The first true duet occurs with the show-stopper “Welcome to the 60’s”. The song Tracy (Nikki Blonsky) persuading her mother Edna (John Travolta) to leave their house for the first time in over a decade. When Edna steps outside, she gives up on self-imposed isolation to try something new. In doing so, she’s THE FIRST outside character to integrate with Tracy’s colorblind world.
This doesn’t happen in the stage show. Perhaps the inevitable Broadway revival will take a page from the screenplay and tighten things up.
Two other major defections occur with the finale. In the stage version, the villains see the light. Racism is atrocious. They repent. In the movie, only Amber Von Tussel (Brittany Snow) shows a hint of ideological change. Her mother Velma (Pfeiffer) will never change her mind.

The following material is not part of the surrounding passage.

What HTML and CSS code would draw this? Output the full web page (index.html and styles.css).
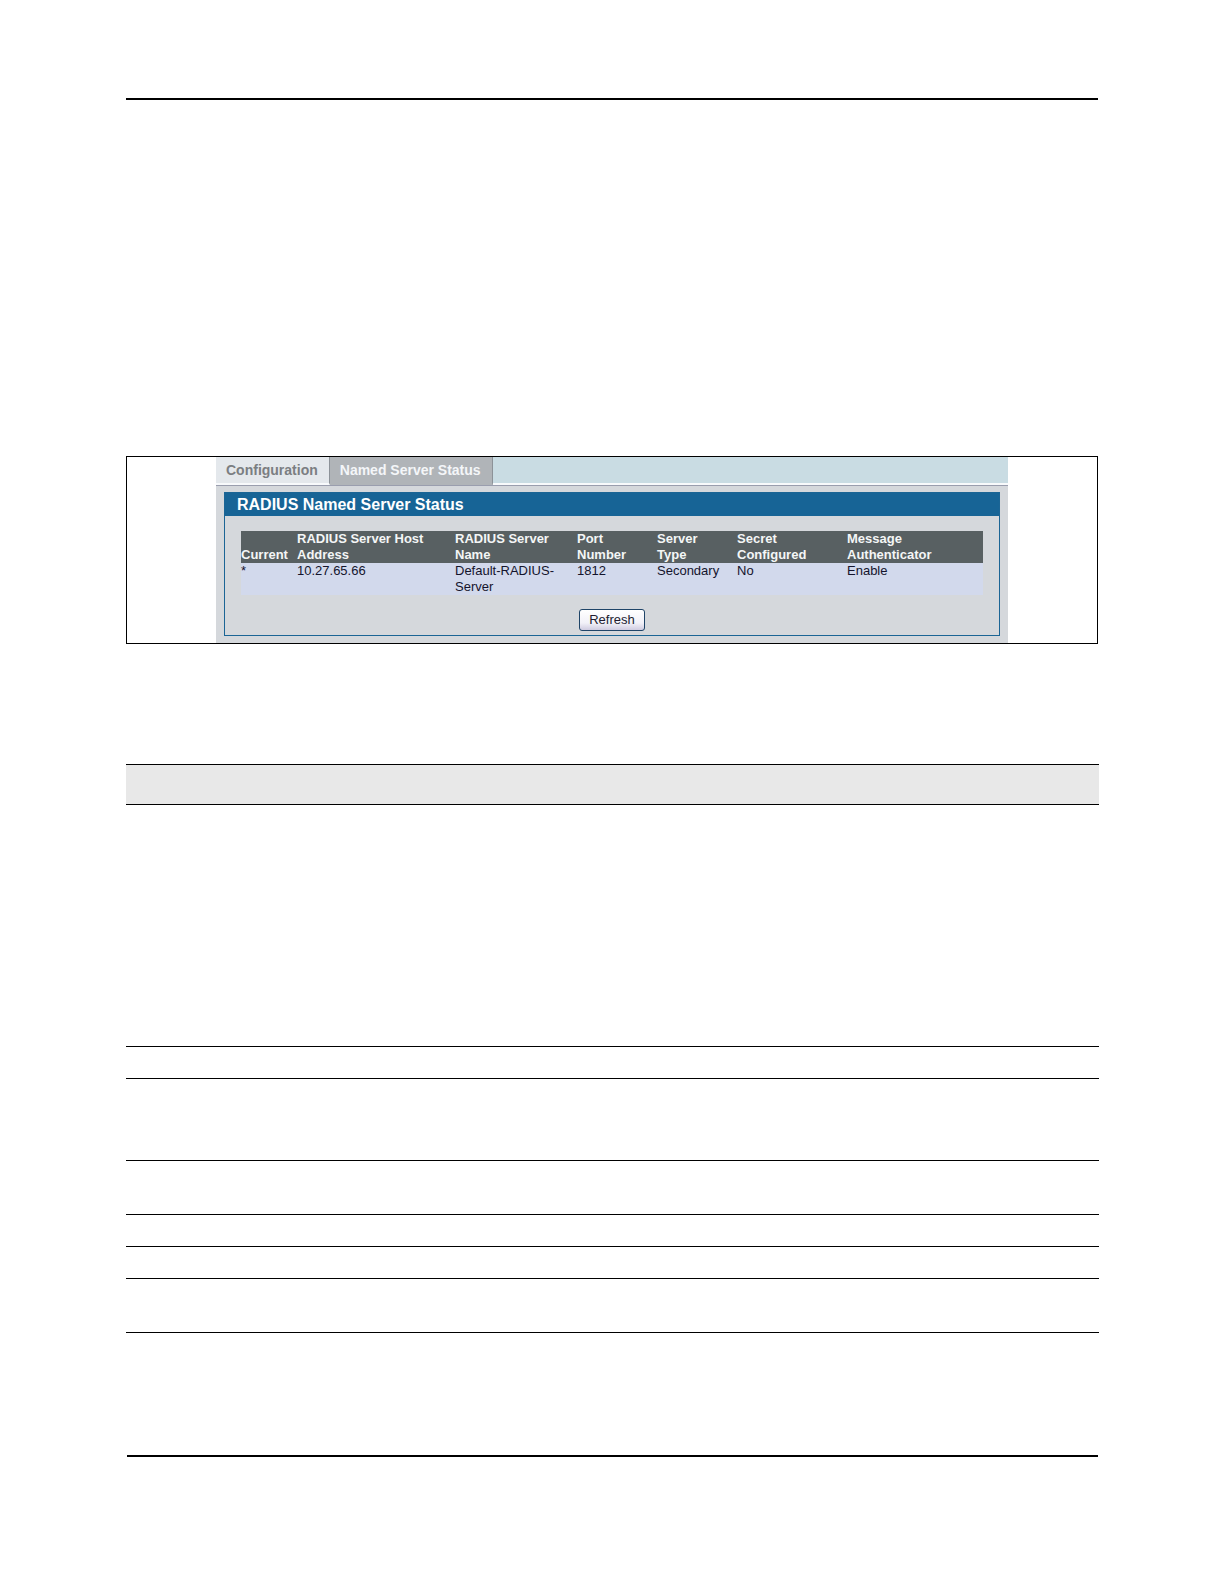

The second defection is the winner of the Miss Teenage Hairspray pageant. In the stage show, it’s Tracy. Her dream of acceptance is rewarded. In the movie, Little Inez Stubbs (Taylor Parks) takes the crown. This symbolizes the death of racism and that everyone is important, no matter your color or how much you weigh. Tracy doesn’t need to win the pageant; it isn’t what’s important to her anymore. Now she accepts herself and is accepted by others. Her mother has rejoined society. And she has single-handedly integrated Baltimore. That’s Tracy’s true reward.
The movie had a total box office haul of $202.5 million. Its soundtrack hit number two on the Billboard 200.
Hairspray was a hit.
From beginning to end, Hairspray is a flawless movie musical. A new classic in the genre. An example of a great adaptation. Rock out to it. Learn from it. Then rock out to it again.